Memoir of Fedor Raskolnikov, naval cadet at Kronstadt
The proximity of a proletarian rising in Russia, as prologue to the world socialist revolution, became the subject of all our discussions in prison … Even behind bars, in a stuffy, stagnant cell, we felt instinctively that the superficial calm that outwardly seemed to prevail presaged an approaching storm … At last, on October 11, my turn [for release] came … Stepping out of the prison on to the Vyborg-Side embankment and breathing in deeply the cool evening breeze that blew from the river, I felt that joyous sense of freedom which is known only to those who have learnt to value it while behind bards. I took a tram at the Finland Station and quickly reached Smolny … In the mood of the delegates to the Congress of Soviets of the Northern Region which was taking place at that time .. an unusual elation, an extreme animation was noticeable … They told me straightaway that the CC had decided on armed insurrection. But there was a group of comrades, headed by Zinoviev and Kamenev, who did not agree with this decision and regarded a rising a premature and doomed to defeat.  

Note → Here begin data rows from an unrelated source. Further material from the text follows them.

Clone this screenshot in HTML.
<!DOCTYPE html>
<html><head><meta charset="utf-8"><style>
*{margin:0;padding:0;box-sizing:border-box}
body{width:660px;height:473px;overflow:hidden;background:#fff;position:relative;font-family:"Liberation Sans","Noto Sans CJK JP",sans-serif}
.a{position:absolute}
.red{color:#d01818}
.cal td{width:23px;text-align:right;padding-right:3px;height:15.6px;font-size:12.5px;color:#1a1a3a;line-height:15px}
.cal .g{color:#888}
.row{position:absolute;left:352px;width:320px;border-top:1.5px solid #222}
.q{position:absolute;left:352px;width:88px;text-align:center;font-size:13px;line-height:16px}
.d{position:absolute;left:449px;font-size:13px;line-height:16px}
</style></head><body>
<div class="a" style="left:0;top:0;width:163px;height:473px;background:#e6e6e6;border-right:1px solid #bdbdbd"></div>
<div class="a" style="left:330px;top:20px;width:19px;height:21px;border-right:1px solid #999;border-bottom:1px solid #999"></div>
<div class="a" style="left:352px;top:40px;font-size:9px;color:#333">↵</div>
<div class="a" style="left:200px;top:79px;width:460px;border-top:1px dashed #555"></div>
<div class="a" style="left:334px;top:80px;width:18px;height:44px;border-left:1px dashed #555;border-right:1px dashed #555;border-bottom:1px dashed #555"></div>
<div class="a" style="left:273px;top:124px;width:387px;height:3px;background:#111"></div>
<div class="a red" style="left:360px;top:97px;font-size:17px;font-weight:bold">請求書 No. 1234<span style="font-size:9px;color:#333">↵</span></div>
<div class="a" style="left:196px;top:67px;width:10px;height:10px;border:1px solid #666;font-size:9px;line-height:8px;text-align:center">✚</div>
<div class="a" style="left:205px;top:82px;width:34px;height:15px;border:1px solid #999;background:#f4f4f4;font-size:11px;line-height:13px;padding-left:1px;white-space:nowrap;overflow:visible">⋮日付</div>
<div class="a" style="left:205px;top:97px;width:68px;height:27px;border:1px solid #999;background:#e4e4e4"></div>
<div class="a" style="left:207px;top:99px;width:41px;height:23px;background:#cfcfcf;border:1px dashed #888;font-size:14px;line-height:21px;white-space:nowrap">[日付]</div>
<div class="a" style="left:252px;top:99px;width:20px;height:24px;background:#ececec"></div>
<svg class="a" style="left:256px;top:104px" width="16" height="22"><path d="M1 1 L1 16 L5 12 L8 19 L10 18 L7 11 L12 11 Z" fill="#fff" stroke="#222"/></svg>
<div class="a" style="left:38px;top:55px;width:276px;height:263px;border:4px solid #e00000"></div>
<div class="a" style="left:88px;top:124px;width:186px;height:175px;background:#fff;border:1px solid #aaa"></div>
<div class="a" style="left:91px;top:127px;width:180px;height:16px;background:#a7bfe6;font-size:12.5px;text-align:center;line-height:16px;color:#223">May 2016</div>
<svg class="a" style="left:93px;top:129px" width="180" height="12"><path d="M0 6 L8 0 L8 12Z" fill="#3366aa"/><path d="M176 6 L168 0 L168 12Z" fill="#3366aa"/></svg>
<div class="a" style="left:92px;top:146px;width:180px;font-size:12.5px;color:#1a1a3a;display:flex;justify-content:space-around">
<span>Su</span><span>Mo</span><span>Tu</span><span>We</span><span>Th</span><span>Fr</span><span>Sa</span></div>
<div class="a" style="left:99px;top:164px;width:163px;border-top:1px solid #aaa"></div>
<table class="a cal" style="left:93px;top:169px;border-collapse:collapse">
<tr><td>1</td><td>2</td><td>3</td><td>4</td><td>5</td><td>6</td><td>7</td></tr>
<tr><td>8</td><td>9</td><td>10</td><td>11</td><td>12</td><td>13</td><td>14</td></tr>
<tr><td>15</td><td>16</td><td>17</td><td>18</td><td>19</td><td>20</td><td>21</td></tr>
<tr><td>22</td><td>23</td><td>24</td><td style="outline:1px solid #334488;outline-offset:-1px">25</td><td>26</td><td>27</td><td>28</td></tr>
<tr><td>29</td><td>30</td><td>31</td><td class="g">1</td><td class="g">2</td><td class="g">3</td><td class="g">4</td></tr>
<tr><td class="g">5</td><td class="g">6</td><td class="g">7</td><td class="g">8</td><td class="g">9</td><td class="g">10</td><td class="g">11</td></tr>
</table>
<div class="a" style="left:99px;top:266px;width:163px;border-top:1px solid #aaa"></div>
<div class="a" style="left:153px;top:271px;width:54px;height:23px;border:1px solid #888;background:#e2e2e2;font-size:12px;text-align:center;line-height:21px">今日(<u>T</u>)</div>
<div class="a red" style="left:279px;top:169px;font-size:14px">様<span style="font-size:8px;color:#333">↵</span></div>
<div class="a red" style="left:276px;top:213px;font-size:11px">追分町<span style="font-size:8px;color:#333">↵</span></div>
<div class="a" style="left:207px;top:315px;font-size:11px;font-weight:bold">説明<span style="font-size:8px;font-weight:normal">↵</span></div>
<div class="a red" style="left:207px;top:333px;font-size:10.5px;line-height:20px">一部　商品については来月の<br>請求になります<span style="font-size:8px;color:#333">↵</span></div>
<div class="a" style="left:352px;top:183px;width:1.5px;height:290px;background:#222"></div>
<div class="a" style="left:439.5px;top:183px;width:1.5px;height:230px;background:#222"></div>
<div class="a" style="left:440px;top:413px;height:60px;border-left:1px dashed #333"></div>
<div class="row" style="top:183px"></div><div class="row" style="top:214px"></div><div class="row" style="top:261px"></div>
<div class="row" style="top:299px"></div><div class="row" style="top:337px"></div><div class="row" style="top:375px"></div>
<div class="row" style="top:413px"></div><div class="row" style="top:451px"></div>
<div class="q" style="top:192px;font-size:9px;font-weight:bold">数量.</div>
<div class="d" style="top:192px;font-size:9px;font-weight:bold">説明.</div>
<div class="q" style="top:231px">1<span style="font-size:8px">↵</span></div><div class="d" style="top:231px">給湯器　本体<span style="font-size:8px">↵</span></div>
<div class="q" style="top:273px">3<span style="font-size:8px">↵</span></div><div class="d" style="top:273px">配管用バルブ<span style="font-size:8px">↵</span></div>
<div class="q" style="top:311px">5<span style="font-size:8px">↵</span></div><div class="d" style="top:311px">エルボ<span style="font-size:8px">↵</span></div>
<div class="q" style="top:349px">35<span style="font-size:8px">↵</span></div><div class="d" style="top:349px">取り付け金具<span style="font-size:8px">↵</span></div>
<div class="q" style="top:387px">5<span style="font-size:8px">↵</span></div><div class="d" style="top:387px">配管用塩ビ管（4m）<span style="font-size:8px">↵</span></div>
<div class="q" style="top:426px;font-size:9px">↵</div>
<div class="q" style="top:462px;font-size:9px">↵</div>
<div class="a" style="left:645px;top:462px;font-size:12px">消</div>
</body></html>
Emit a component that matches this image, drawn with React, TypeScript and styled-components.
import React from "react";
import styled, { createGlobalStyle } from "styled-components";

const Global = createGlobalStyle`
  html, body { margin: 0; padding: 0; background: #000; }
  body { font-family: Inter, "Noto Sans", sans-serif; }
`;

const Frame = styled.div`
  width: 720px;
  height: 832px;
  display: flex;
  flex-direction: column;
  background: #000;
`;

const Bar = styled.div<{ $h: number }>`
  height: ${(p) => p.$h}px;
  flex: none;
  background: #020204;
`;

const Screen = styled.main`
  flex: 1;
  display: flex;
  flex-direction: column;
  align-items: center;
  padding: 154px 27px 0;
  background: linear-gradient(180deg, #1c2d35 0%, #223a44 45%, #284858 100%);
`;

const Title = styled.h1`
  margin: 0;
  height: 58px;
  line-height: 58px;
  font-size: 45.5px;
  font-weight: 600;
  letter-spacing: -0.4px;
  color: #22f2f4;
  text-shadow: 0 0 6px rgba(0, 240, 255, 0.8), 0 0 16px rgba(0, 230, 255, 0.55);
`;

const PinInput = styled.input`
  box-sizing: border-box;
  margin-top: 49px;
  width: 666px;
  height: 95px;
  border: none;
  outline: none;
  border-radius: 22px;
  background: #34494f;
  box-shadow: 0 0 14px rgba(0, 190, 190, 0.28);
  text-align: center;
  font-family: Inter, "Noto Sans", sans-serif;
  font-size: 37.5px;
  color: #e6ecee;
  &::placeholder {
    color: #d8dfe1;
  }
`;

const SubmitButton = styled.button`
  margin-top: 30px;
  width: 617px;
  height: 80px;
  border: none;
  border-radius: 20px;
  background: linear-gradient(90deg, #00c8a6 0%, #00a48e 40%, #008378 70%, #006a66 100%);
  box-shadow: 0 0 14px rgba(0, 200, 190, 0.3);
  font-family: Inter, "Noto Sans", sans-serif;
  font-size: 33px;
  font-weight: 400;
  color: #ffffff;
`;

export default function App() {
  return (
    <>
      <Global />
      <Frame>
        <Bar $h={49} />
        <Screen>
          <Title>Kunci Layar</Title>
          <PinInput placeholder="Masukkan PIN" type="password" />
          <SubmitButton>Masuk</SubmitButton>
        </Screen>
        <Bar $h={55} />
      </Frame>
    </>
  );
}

(F.F. Raskolnikov, Kronstadt and Petrograd in 1917, New York 1982, first published 1925)


12 October  
Sir George Buchanan, British Ambassador to Russia
On [Kerensky] expressing the fear that there was a strong anti-Russian feeling both in England and France, I said that though the British public was ready to make allowances for her difficulties, it was but natural that they should, after the fall of Riga, have abandoned all hope of her continuing to take an active part in the war … Bolshevism was at the root of all the evils from which Russia was suffering, and if he would but eradicate it he would go down to history, not only as the leading figure of the revolution, but as the saviour of his country. Kerensky admitted the truth of what I had said, but contended that he could not do this unless the Bolsheviks themselves provoked the intervention of the Government by an armed uprising.  

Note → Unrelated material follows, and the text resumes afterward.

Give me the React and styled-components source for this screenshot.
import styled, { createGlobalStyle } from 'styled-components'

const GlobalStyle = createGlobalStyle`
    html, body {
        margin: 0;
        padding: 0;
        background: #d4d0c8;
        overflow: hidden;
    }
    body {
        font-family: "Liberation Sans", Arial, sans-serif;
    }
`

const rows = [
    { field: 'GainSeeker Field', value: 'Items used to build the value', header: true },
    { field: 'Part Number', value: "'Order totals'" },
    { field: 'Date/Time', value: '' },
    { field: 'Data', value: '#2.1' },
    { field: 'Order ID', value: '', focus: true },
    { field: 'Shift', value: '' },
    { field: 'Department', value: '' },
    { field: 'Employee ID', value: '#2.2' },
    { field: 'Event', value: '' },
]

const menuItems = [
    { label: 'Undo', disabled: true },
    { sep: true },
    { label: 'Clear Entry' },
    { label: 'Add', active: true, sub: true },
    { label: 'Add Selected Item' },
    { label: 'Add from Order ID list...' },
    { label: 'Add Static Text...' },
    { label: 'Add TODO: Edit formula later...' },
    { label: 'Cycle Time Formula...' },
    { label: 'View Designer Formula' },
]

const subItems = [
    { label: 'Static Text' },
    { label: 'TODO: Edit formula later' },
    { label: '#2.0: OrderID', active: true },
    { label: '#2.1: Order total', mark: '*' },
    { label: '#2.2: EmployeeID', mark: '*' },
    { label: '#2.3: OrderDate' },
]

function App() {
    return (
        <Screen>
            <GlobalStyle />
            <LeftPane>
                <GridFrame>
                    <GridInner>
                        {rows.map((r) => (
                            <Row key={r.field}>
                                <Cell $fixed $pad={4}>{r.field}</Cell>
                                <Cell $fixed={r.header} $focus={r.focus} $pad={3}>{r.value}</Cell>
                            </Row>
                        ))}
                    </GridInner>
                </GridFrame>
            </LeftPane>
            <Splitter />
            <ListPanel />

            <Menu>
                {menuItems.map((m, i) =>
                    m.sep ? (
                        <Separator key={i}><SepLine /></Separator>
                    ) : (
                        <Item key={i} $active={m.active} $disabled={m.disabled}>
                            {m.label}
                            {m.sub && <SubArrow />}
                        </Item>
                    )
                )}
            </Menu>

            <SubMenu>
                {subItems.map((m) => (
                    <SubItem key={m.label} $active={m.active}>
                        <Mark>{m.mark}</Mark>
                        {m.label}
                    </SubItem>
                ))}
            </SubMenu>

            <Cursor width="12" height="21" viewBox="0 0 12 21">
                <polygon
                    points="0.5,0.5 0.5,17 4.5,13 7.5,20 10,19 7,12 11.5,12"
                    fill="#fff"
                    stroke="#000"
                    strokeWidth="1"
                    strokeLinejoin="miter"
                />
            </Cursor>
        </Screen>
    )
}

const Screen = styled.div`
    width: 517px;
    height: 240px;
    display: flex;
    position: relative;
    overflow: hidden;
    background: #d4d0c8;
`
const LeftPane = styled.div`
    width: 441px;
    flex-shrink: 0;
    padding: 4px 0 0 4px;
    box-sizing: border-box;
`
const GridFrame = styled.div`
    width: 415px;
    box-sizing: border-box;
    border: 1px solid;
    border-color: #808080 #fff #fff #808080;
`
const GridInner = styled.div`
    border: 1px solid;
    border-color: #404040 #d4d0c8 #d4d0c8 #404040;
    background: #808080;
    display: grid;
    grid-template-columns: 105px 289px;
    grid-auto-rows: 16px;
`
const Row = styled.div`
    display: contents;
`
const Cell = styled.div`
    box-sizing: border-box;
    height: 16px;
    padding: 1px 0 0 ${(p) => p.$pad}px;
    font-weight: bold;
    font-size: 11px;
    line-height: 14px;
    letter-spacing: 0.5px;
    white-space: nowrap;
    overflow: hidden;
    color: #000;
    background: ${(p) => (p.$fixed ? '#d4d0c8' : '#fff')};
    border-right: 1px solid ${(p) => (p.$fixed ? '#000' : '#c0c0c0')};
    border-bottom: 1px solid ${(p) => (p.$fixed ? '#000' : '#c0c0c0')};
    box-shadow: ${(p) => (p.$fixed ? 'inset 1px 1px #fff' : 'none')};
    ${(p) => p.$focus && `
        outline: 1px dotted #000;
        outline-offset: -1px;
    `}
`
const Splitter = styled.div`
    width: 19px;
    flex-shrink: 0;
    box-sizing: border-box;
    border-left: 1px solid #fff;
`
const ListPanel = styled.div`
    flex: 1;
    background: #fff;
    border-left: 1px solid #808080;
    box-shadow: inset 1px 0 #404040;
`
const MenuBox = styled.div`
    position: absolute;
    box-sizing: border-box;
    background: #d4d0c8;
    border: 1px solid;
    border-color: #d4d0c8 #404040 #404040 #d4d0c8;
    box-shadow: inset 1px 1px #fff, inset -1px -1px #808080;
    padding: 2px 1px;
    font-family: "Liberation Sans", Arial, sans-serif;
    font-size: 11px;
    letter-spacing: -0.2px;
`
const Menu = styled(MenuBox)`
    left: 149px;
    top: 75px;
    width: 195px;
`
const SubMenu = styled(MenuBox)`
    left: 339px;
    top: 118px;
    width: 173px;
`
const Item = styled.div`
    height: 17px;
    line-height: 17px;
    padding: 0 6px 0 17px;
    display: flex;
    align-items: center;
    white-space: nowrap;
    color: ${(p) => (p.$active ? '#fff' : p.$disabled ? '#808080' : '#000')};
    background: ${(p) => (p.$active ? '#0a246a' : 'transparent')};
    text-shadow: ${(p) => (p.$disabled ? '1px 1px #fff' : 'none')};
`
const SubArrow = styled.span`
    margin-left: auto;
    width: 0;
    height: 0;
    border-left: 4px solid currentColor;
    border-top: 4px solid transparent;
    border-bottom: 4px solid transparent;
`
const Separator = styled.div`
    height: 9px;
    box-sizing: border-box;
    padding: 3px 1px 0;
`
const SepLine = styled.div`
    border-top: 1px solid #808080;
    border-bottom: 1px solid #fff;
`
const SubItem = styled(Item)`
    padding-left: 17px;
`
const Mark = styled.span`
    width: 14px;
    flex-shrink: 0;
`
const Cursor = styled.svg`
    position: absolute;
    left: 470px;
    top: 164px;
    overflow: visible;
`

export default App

(Sir George Buchanan, My Mission to Russia, London 1923)


13 October  
Diary entry of Louis de Robien, attaché at the French Embassy
Kerensky is becoming more and more unpopular, in spite of certain grotesque demonstrations such as this one: the inhabitants of a district in Central Russia have asked him to take over the supreme religious power, and want to make him into a kind of Pope as well as a dictator, whereas even the Tsar was really neither one nor the other. Nobody takes him seriously, except in the Embassy. A rather amusing sonnet about him has appeared, dedicated to the beds in the Winter Palace, and complaining that they are reserved for hysteria cases … for Alexander Feodorovich (Kerensky’s first names) and then Alexandra Feodorovna (the Empress).  
(Louis de Robien, The Diary of a Diplomat in Russia 1917–1918, London 1969)


14 October 2017
The BBC2 semi-dramatisation of how the Bolsheviks took power, shown this week, was a curious thing. Talking heads in the form of Figes, Mieville, Rappaport, Sebag-Montefiore, Tariq Ali, Martin Amis and others were interspersed with moody reconstructions of late-night meetings, and dramatic moments such as Lenin’s unbearded return to the Bolshevik CC (cf Sukhanov above). The programme felt rather staged and unconvincing, with a lot of agonised expressions and fist-clenching by Lenin, but the reviewers liked it. Odd, though, that Eisenstein’s storming of the Winter Palace is rolled out every time, with a brief disclaimer that it’s a work of fiction and yet somehow presented as historical footage. There’s a sense of directorial sleight of hand, as if the rather prosaic taking of the palace desperately needs a re-write. In some supra-historical way, Eisenstein’s version has become the accepted version. John Reed’s Ten Days that Shook the World , currently being serialised on Radio 4, is also presented with tremendous vigour, and properly so as the book is nothing if not dramatic. Historical truth, though, is often as elusive in a book that was originally published — in 1919 — with an introduction by Lenin. ‘Reed was not’, writes one reviewer, ‘an ideal observer. He knew little Russian, his grasp of events was sometimes shaky, and his facts were often suspect.’ Still, that puts him in good company, and Reed is undoubtedly a good read.